- PROBLEM
Write the data below out exactly as it stands. Do not include the pictures.
----
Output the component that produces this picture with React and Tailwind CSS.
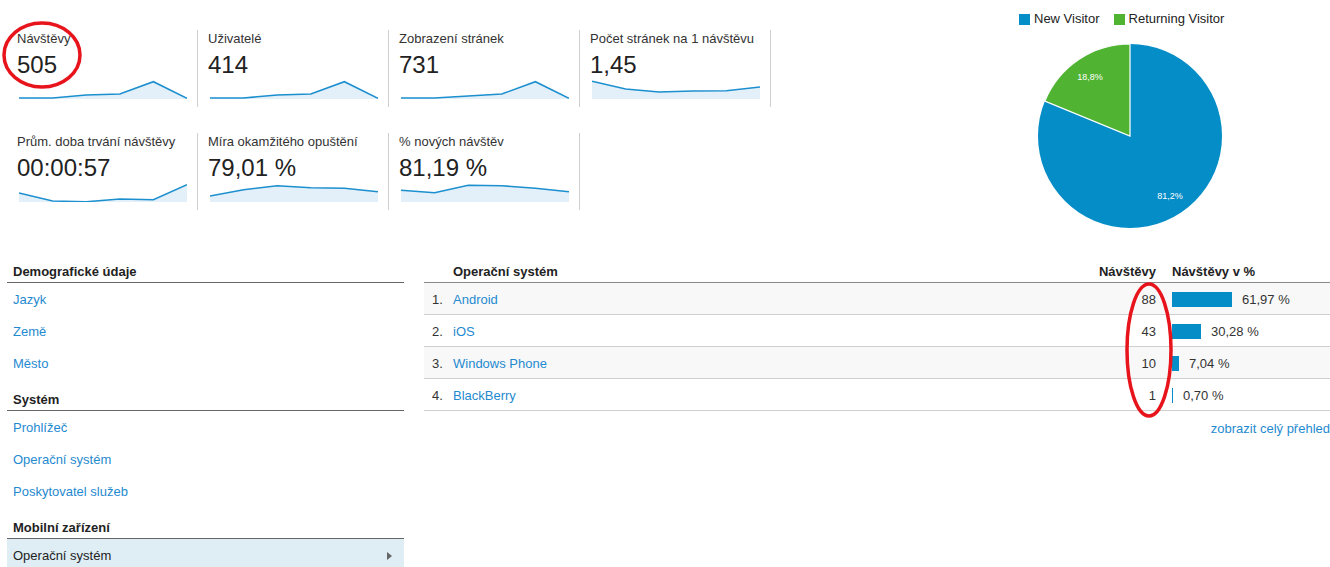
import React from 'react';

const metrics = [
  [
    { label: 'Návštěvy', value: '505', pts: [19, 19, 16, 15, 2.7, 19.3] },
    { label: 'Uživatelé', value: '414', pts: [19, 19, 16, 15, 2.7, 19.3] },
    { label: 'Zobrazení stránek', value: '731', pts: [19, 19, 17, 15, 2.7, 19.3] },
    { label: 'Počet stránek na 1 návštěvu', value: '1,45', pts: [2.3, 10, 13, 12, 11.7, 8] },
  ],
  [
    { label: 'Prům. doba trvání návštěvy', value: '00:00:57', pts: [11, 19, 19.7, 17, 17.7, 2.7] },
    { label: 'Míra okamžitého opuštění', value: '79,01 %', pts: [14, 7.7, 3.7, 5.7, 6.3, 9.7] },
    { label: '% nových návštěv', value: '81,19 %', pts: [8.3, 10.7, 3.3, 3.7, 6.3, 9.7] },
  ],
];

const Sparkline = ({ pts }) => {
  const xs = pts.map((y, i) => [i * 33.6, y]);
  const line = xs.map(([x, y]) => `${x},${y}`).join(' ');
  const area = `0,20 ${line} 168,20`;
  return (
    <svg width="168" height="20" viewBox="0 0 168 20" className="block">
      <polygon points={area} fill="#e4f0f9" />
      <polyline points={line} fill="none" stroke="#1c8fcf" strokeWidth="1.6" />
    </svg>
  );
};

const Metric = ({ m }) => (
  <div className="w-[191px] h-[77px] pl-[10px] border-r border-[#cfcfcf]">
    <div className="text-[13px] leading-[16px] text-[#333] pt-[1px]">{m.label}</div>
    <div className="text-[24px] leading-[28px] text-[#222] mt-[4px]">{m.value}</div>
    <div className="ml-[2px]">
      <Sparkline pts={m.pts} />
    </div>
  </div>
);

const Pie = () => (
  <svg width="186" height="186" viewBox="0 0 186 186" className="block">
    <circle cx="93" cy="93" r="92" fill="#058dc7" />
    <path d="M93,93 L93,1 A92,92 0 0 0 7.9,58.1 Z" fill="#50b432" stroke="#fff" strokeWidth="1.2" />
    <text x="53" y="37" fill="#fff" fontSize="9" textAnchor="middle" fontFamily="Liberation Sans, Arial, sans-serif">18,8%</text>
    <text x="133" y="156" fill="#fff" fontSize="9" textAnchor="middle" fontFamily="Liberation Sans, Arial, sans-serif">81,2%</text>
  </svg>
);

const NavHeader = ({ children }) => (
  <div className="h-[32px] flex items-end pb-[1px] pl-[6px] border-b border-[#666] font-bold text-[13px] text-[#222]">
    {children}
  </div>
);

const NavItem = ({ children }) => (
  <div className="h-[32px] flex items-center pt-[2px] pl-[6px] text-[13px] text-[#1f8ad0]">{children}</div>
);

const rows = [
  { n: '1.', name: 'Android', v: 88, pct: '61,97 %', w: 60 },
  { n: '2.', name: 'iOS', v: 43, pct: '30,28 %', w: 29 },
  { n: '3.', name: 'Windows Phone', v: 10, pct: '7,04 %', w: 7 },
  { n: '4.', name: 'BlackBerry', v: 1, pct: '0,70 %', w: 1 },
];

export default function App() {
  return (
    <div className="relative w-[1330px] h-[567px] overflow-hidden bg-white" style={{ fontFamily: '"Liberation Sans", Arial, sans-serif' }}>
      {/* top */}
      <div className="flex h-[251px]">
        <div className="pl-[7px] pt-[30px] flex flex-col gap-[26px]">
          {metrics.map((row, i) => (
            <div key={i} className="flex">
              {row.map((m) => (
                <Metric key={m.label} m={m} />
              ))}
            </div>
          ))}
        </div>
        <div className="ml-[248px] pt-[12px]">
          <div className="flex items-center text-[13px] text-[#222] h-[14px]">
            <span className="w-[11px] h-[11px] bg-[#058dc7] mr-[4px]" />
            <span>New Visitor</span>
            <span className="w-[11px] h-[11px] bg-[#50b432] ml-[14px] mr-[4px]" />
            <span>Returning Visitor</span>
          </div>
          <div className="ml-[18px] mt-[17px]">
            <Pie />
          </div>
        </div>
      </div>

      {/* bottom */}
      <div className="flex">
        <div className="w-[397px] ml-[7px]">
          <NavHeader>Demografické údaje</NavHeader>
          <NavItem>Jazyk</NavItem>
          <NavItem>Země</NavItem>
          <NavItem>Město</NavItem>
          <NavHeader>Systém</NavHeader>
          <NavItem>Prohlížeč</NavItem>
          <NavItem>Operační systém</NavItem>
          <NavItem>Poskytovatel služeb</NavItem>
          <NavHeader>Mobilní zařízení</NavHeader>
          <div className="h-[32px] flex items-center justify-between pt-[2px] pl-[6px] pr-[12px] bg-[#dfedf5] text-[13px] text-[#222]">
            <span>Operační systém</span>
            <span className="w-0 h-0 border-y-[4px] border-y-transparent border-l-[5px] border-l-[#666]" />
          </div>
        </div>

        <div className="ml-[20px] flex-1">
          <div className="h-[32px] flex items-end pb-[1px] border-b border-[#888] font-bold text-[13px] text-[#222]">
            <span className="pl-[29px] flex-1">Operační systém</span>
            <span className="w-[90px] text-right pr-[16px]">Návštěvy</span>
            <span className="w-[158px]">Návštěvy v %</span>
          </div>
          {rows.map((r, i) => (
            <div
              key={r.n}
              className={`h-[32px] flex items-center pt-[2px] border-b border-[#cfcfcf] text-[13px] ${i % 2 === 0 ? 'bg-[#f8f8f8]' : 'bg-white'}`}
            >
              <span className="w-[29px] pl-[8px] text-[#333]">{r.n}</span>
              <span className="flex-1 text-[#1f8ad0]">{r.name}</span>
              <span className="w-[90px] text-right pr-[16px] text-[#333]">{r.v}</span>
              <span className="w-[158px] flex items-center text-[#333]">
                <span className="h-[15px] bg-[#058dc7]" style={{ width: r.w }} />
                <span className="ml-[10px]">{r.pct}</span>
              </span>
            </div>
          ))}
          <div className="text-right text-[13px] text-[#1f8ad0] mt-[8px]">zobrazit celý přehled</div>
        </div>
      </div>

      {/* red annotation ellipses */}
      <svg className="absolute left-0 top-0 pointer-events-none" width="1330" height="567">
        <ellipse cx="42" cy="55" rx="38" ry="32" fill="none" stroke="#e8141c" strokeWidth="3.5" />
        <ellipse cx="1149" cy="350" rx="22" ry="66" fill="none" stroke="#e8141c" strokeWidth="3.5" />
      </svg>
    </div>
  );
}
----
- RESPONSE BELOW
Output the component that produces this picture with React and Tailwind CSS.
import React from 'react';

const metrics = [
  [
    { label: 'Návštěvy', value: '505', pts: [19, 19, 16, 15, 2.7, 19.3] },
    { label: 'Uživatelé', value: '414', pts: [19, 19, 16, 15, 2.7, 19.3] },
    { label: 'Zobrazení stránek', value: '731', pts: [19, 19, 17, 15, 2.7, 19.3] },
    { label: 'Počet stránek na 1 návštěvu', value: '1,45', pts: [2.3, 10, 13, 12, 11.7, 8] },
  ],
  [
    { label: 'Prům. doba trvání návštěvy', value: '00:00:57', pts: [11, 19, 19.7, 17, 17.7, 2.7] },
    { label: 'Míra okamžitého opuštění', value: '79,01 %', pts: [14, 7.7, 3.7, 5.7, 6.3, 9.7] },
    { label: '% nových návštěv', value: '81,19 %', pts: [8.3, 10.7, 3.3, 3.7, 6.3, 9.7] },
  ],
];

const Sparkline = ({ pts }) => {
  const xs = pts.map((y, i) => [i * 33.6, y]);
  const line = xs.map(([x, y]) => `${x},${y}`).join(' ');
  const area = `0,20 ${line} 168,20`;
  return (
    <svg width="168" height="20" viewBox="0 0 168 20" className="block">
      <polygon points={area} fill="#e4f0f9" />
      <polyline points={line} fill="none" stroke="#1c8fcf" strokeWidth="1.6" />
    </svg>
  );
};

const Metric = ({ m }) => (
  <div className="w-[191px] h-[77px] pl-[10px] border-r border-[#cfcfcf]">
    <div className="text-[13px] leading-[16px] text-[#333] pt-[1px]">{m.label}</div>
    <div className="text-[24px] leading-[28px] text-[#222] mt-[4px]">{m.value}</div>
    <div className="ml-[2px]">
      <Sparkline pts={m.pts} />
    </div>
  </div>
);

const Pie = () => (
  <svg width="186" height="186" viewBox="0 0 186 186" className="block">
    <circle cx="93" cy="93" r="92" fill="#058dc7" />
    <path d="M93,93 L93,1 A92,92 0 0 0 7.9,58.1 Z" fill="#50b432" stroke="#fff" strokeWidth="1.2" />
    <text x="53" y="37" fill="#fff" fontSize="9" textAnchor="middle" fontFamily="Liberation Sans, Arial, sans-serif">18,8%</text>
    <text x="133" y="156" fill="#fff" fontSize="9" textAnchor="middle" fontFamily="Liberation Sans, Arial, sans-serif">81,2%</text>
  </svg>
);

const NavHeader = ({ children }) => (
  <div className="h-[32px] flex items-end pb-[1px] pl-[6px] border-b border-[#666] font-bold text-[13px] text-[#222]">
    {children}
  </div>
);

const NavItem = ({ children }) => (
  <div className="h-[32px] flex items-center pt-[2px] pl-[6px] text-[13px] text-[#1f8ad0]">{children}</div>
);

const rows = [
  { n: '1.', name: 'Android', v: 88, pct: '61,97 %', w: 60 },
  { n: '2.', name: 'iOS', v: 43, pct: '30,28 %', w: 29 },
  { n: '3.', name: 'Windows Phone', v: 10, pct: '7,04 %', w: 7 },
  { n: '4.', name: 'BlackBerry', v: 1, pct: '0,70 %', w: 1 },
];

export default function App() {
  return (
    <div className="relative w-[1330px] h-[567px] overflow-hidden bg-white" style={{ fontFamily: '"Liberation Sans", Arial, sans-serif' }}>
      {/* top */}
      <div className="flex h-[251px]">
        <div className="pl-[7px] pt-[30px] flex flex-col gap-[26px]">
          {metrics.map((row, i) => (
            <div key={i} className="flex">
              {row.map((m) => (
                <Metric key={m.label} m={m} />
              ))}
            </div>
          ))}
        </div>
        <div className="ml-[248px] pt-[12px]">
          <div className="flex items-center text-[13px] text-[#222] h-[14px]">
            <span className="w-[11px] h-[11px] bg-[#058dc7] mr-[4px]" />
            <span>New Visitor</span>
            <span className="w-[11px] h-[11px] bg-[#50b432] ml-[14px] mr-[4px]" />
            <span>Returning Visitor</span>
          </div>
          <div className="ml-[18px] mt-[17px]">
            <Pie />
          </div>
        </div>
      </div>

      {/* bottom */}
      <div className="flex">
        <div className="w-[397px] ml-[7px]">
          <NavHeader>Demografické údaje</NavHeader>
          <NavItem>Jazyk</NavItem>
          <NavItem>Země</NavItem>
          <NavItem>Město</NavItem>
          <NavHeader>Systém</NavHeader>
          <NavItem>Prohlížeč</NavItem>
          <NavItem>Operační systém</NavItem>
          <NavItem>Poskytovatel služeb</NavItem>
          <NavHeader>Mobilní zařízení</NavHeader>
          <div className="h-[32px] flex items-center justify-between pt-[2px] pl-[6px] pr-[12px] bg-[#dfedf5] text-[13px] text-[#222]">
            <span>Operační systém</span>
            <span className="w-0 h-0 border-y-[4px] border-y-transparent border-l-[5px] border-l-[#666]" />
          </div>
        </div>

        <div className="ml-[20px] flex-1">
          <div className="h-[32px] flex items-end pb-[1px] border-b border-[#888] font-bold text-[13px] text-[#222]">
            <span className="pl-[29px] flex-1">Operační systém</span>
            <span className="w-[90px] text-right pr-[16px]">Návštěvy</span>
            <span className="w-[158px]">Návštěvy v %</span>
          </div>
          {rows.map((r, i) => (
            <div
              key={r.n}
              className={`h-[32px] flex items-center pt-[2px] border-b border-[#cfcfcf] text-[13px] ${i % 2 === 0 ? 'bg-[#f8f8f8]' : 'bg-white'}`}
            >
              <span className="w-[29px] pl-[8px] text-[#333]">{r.n}</span>
              <span className="flex-1 text-[#1f8ad0]">{r.name}</span>
              <span className="w-[90px] text-right pr-[16px] text-[#333]">{r.v}</span>
              <span className="w-[158px] flex items-center text-[#333]">
                <span className="h-[15px] bg-[#058dc7]" style={{ width: r.w }} />
                <span className="ml-[10px]">{r.pct}</span>
              </span>
            </div>
          ))}
          <div className="text-right text-[13px] text-[#1f8ad0] mt-[8px]">zobrazit celý přehled</div>
        </div>
      </div>

      {/* red annotation ellipses */}
      <svg className="absolute left-0 top-0 pointer-events-none" width="1330" height="567">
        <ellipse cx="42" cy="55" rx="38" ry="32" fill="none" stroke="#e8141c" strokeWidth="3.5" />
        <ellipse cx="1149" cy="350" rx="22" ry="66" fill="none" stroke="#e8141c" strokeWidth="3.5" />
      </svg>
    </div>
  );
}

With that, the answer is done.